1

Recently I'm discussing five elements of nature with an atheist he cleared our body is composition of 11 elements Composition of the human body.

enter image description here

These elements are enough different from those 5 elements.

My reply to him :

"How we can say different, when those 11 elements are form of 5 elements and vice versa."

His clarification is as follows:

Form ? These are 5 elements in which Buddha believed -

  1. Earth- Earth is just a planet that’s diameter is 8000 miles while our body’s diameter is barely 600 mm. We live on earth. How our body could be composed of a whole planet ?
  2. Air- Air is a mixture of dust particles and gases such as- nitrogen, oxygen, argon, carbon dioxide. Carbon dioxide is dangerous to humans. Argon is also dangerous in close areas. The only real elements are nitrogen and oxygen. If we breathe dust particles, they will make negative impact on our cardiovascular health.
  3. Aether- Aehter is what you look up AKA space. How our body could be composed of sky ? Our body has opposite energy of sky.
  4. Fire- fire is just a result of atomic transitions of elements rather than an element itself.
  5. Water- Water is constituted from Hydrogen and Oxygen so it is not an element either.

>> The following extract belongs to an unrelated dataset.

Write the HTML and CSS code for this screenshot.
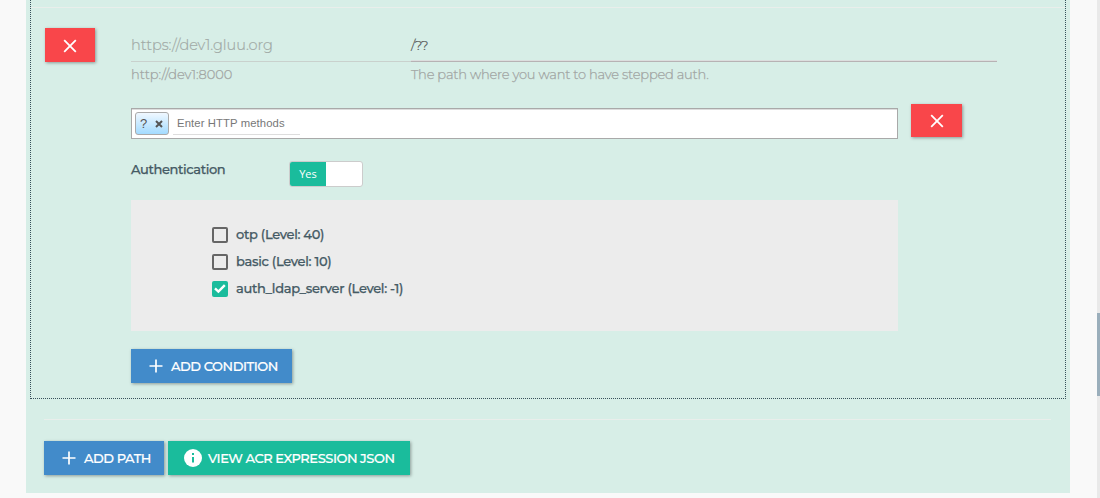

For qualifying the definition of an element, it must be the smallest substance which cannot be broken into more forms. The Buddha was contemporary of Aristotle so this speculation was very famous at that time. Both philosophers believed in same speculation. I am quoting the critics of Aristotelian physics- Modern scholars differ in their opinions of whether Aristotle's physics were sufficiently based on empirical observations to qualify as science, or else whether they were derived primarily from philosophical speculation and thus fail to satisfy the scientific method-Aristotelian physics

So how our body/soul is composition of five elements of nature?
Is there have any sutta that explained? I'm assuming may there would have philosophical explanation.

0

2 Answers 2

1

I think the confusion is the meaning of the word "element".

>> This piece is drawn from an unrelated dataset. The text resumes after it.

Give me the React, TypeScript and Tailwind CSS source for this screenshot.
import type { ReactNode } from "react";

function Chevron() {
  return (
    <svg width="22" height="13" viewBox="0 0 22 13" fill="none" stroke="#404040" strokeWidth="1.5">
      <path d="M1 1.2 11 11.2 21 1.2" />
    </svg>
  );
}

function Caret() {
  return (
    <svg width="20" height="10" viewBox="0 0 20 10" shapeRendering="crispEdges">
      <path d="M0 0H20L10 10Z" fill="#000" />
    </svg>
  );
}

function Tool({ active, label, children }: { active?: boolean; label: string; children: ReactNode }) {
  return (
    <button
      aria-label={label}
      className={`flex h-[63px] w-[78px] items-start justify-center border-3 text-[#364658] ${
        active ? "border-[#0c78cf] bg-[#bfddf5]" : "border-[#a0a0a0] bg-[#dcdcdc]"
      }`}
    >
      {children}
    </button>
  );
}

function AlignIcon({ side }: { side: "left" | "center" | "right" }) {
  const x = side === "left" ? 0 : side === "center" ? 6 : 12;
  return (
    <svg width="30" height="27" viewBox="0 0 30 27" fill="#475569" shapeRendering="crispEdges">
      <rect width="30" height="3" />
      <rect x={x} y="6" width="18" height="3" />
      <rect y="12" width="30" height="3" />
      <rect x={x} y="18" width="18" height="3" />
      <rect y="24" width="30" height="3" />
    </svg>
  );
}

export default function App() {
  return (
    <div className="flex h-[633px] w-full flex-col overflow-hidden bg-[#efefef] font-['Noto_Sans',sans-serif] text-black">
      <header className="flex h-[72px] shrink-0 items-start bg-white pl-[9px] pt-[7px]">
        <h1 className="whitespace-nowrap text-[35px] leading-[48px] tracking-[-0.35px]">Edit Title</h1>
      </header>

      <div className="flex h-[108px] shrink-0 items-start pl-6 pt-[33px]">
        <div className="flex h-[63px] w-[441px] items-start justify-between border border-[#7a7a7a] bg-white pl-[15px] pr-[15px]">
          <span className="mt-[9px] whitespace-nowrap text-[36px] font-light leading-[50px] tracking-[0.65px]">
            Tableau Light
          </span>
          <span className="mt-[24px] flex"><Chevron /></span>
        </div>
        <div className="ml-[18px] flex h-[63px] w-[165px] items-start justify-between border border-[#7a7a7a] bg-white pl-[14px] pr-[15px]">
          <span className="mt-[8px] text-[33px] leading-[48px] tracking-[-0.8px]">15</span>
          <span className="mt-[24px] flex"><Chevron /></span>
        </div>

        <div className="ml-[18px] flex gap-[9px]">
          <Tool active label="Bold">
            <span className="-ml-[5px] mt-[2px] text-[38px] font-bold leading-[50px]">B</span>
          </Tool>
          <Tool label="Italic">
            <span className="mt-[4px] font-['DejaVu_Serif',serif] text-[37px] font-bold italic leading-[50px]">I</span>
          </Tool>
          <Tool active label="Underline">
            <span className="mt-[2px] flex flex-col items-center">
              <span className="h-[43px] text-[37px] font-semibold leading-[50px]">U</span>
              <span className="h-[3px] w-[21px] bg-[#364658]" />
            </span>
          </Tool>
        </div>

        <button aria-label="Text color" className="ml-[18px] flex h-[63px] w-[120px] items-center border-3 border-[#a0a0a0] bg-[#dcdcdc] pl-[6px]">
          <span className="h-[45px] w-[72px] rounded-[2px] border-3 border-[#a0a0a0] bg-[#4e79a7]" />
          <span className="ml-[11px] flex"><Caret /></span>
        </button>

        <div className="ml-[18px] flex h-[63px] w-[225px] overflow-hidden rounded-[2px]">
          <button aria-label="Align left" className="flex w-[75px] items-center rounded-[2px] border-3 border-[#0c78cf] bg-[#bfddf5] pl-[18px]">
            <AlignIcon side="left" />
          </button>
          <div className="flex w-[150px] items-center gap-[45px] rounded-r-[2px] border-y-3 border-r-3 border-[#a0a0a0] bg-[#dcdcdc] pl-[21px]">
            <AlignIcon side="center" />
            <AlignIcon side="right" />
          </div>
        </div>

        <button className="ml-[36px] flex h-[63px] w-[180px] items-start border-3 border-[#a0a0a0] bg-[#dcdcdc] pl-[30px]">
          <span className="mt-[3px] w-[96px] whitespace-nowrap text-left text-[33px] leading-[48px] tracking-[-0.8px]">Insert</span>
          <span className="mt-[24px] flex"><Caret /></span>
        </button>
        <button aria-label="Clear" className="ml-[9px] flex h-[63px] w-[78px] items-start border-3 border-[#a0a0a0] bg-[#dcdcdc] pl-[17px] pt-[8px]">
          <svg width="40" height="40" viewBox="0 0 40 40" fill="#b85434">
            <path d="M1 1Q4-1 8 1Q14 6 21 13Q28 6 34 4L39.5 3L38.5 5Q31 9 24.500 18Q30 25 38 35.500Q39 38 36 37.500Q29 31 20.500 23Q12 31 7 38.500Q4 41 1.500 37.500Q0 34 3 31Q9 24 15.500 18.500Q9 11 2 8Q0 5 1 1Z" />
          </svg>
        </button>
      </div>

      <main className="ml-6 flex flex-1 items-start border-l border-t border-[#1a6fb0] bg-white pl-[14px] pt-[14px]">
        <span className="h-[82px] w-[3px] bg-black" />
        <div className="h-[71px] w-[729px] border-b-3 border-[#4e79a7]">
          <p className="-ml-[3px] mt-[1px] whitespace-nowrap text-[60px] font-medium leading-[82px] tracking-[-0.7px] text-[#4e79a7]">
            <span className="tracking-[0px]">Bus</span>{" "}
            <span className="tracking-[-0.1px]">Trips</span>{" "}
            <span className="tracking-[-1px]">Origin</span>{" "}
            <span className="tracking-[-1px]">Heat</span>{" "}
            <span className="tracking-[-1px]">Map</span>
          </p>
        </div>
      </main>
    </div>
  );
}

Modern school children are taught that the word "element" has a physical/chemical meaning -- see (periodic table).

The English word "element" can be used in other ways though -- I could say, "the head, tail, and claws are 'elements' of a cat". Elements means that they are part of, which combine to create the cat, that the cat is composed of these elements.

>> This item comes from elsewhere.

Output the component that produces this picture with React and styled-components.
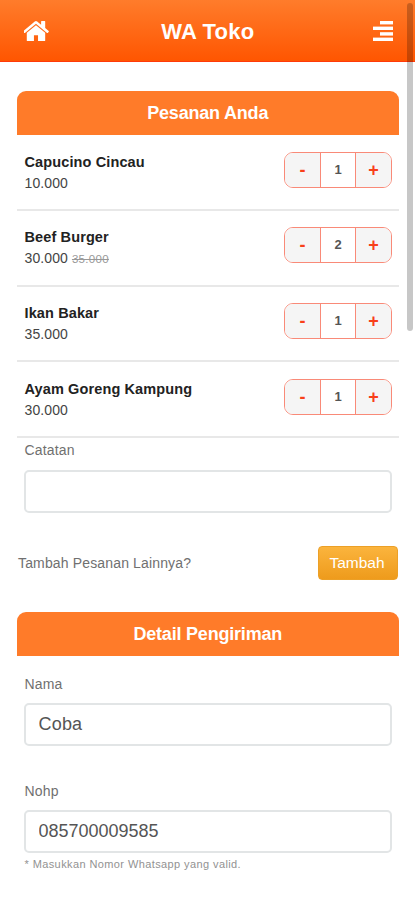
import React, { useState } from 'react'
import styled, { createGlobalStyle } from 'styled-components'

const orders = [
  { id: 1, name: 'Capucino Cincau', price: '10.000', qty: 1 },
  { id: 2, name: 'Beef Burger', price: '30.000', oldPrice: '35.000', qty: 2 },
  { id: 3, name: 'Ikan Bakar', price: '35.000', qty: 1 },
  { id: 4, name: 'Ayam Goreng Kampung', price: '30.000', qty: 1 },
]

const HomeIcon = () => (
  <svg width='25' height='20.5' viewBox='89 253 1550 1283' fill='#fff'>
    <path d='M1408 992v480q0 26-19 45t-45 19h-384v-384h-256v384h-384q-26 0-45-19t-19-45v-480q0-1 .5-3t.5-3l575-474 575 474q1 2 1 6zm223-69l-62 74q-8 9-21 11h-3q-13 0-21-7l-692-577-692 577q-12 8-24 7-13-2-21-11l-62-74q-8-10-7-23.5t11-21.5l719-599q32-26 76-26t76 26l244 204v-195q0-14 9-23t23-9h192q14 0 23 9t9 23v408l219 182q10 8 11 21.5t-7 23.5z' />
  </svg>
)

const MenuIcon = () => (
  <svg width='20' height='20' viewBox='0 0 20 20' fill='#fff'>
    <rect x='7' y='0' width='13' height='3.4' />
    <rect x='0' y='5.6' width='20' height='3.4' />
    <rect x='7' y='11.2' width='13' height='3.4' />
    <rect x='0' y='16.6' width='20' height='3.4' />
  </svg>
)

const OrderItem = ({ name, price, oldPrice, qty }) => {
  const [count, setCount] = useState(qty)

  return (
    <OrderRow>
      <div>
        <ItemName>{name}</ItemName>
        <ItemPrice>
          {price} {oldPrice && <del>{oldPrice}</del>}
        </ItemPrice>
      </div>
      <Stepper>
        <StepButton type='button' onClick={() => setCount(Math.max(0, count - 1))}>
          -
        </StepButton>
        <Count>{count}</Count>
        <StepButton type='button' onClick={() => setCount(count + 1)}>
          +
        </StepButton>
      </Stepper>
    </OrderRow>
  )
}

const App = () => {
  return (
    <>
      <GlobalStyle />
      <Navbar>
        <HomeIcon />
        <h1>WA Toko</h1>
        <MenuIcon />
      </Navbar>
      <Main>
        <SectionTitle>Pesanan Anda</SectionTitle>
        {orders.map((order) => (
          <OrderItem key={order.id} {...order} />
        ))}
        <Field $note>
          <label htmlFor='catatan'>Catatan</label>
          <Input id='catatan' />
        </Field>
        <AddMore>
          <span>Tambah Pesanan Lainnya?</span>
          <AddButton type='button'>Tambah</AddButton>
        </AddMore>
        <SectionTitle>Detail Pengiriman</SectionTitle>
        <Field>
          <label htmlFor='nama'>Nama</label>
          <Input id='nama' defaultValue='Coba' />
        </Field>
        <Field>
          <label htmlFor='nohp'>Nohp</label>
          <Input id='nohp' $digits defaultValue='085700009585' />
          <small>* Masukkan Nomor Whatsapp yang valid.</small>
        </Field>
      </Main>
      <ScrollThumb />
    </>
  )
}

const GlobalStyle = createGlobalStyle`
  * {
    box-sizing: border-box;
  }
  html {
    overflow: hidden;
  }
  body {
    margin: 0;
    height: 900px;
    overflow: hidden;
    background: #fff;
    color: #707070;
    font-family: 'Liberation Sans', Arial, sans-serif;
    font-size: 14px;
  }
`

const Navbar = styled.header`
  height: 62px;
  padding: 0 22px 0 23.5px;
  display: grid;
  grid-template-columns: 25px 1fr 20px;
  align-items: center;
  color: #fff;
  background: linear-gradient(#ff7c2b, #ff5500) border-box;
  border-bottom: 1px solid #ff3a0a;
  svg {
    margin-top: 1px;
  }
  h1 {
    margin: 2px 6px 0 0;
    font-size: 22px;
    line-height: 26px;
    letter-spacing: 0.2px;
    text-align: center;
  }
`

const Main = styled.main`
  padding: 29px 16.5px 0 17px;
`

const SectionTitle = styled.h2`
  height: 44px;
  margin: 0;
  font-size: 18px;
  line-height: 44px;
  letter-spacing: -0.2px;
  text-align: center;
  color: #fff;
  background: #ff7b29;
  border-radius: 9px 9px 0 0;
`

const OrderRow = styled.div`
  height: 75.75px;
  padding: 16.6px 6.5px 0 7.5px;
  display: flex;
  justify-content: space-between;
  border-bottom: 2px solid #e8e8e8;
`

const ItemName = styled.div`
  font-size: 14.5px;
  font-weight: 700;
  line-height: 21px;
  letter-spacing: 0.12px;
  color: #222;
`

const ItemPrice = styled.div`
  line-height: 21px;
  letter-spacing: 0.1px;
  color: #444;
  del {
    font-size: 11.5px;
    letter-spacing: 0.3px;
    color: #999;
  }
`

const Stepper = styled.div`
  width: 108px;
  height: 36px;
  display: grid;
  grid-template-columns: 35px 1fr 35px;
  overflow: hidden;
  border: 1px solid #f98a78;
  border-radius: 9px;
`

const StepButton = styled.button`
  padding: 0;
  border: 0;
  background: #f5f5f5;
  color: #f8401a;
  font: 700 18px/34px 'Liberation Sans', Arial, sans-serif;
`

const Count = styled.span`
  border: solid #f98a78;
  border-width: 0 1px;
  font-size: 13px;
  font-weight: 700;
  line-height: 34px;
  text-align: center;
  color: #555;
`

const Field = styled.div`
  height: ${({ $note }) => ($note ? '74px' : '107px')};
  padding: ${({ $note }) => ($note ? '2.4px' : '17.5px')} 6.5px 0 6.5px;
  display: flex;
  flex-direction: column;
  label {
    padding-left: 1px;
    line-height: 20px;
    letter-spacing: 0.15px;
    margin-bottom: ${({ $note }) => ($note ? '9.5px' : '9px')};
  }
  small {
    padding-left: 1px;
    font-size: 11px;
    line-height: 22px;
    letter-spacing: 0.4px;
    color: #929292;
  }
`

const Input = styled.input`
  width: 100%;
  height: 43px;
  flex: none;
  padding: 0 13px;
  border: 2px solid #e2e5e6;
  border-radius: 5px;
  outline: 0;
  color: #555;
  font: 18px 'Liberation Sans', Arial, sans-serif;
  letter-spacing: ${({ $digits }) => ($digits ? '0' : '0.2px')};
`

const AddMore = styled.div`
  height: 100px;
  padding: 1px 0.5px 0 1px;
  display: flex;
  align-items: center;
  justify-content: space-between;
  letter-spacing: 0.15px;
`

const AddButton = styled.button`
  width: 80px;
  height: 34px;
  padding: 0 2px 0 0;
  border: 1px solid #eca027;
  border-radius: 4px;
  background: linear-gradient(#fbb43d, #ee9b1c);
  color: #fff;
  font: 15.5px 'Liberation Sans', Arial, sans-serif;
`

// floating scroll indicator, drawn over the navbar
const ScrollThumb = styled.div`
  position: absolute;
  top: 3px;
  right: 2px;
  width: 6px;
  height: 328px;
  border-radius: 3px;
  background: rgba(0, 0, 0, 0.22);
`

export default App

"Element" can be used for non-concrete (i.e. abstract) words as well -- "the element of surprise" is a common phrase.

Or I could say, "Nouns and verbs are merely elements of grammar".

Westerners might be especially suspicious of the word "element" because it (or a word like it) was used by pre-modern scientists too -- see Classical element.

I think that in Buddhism the word refers to elements of experience -- and that the words represent subjective or perceived qualities of a thing. For example, I don't know, ice might be hard and wet and not-hot so it seems to be composed or (or is perceived as having) those two elements.


Is there have any sutta that explained? I'm assuming may there would have philosophical explanation.

Here for example is an academic analysis:

Rūpa (Form)
A study of the 1st aggregate as the 4 elements
by Piya Tan ©2005

Suttas include MN 140 (as another answer already posted).


How our body/soul is composition of five elements?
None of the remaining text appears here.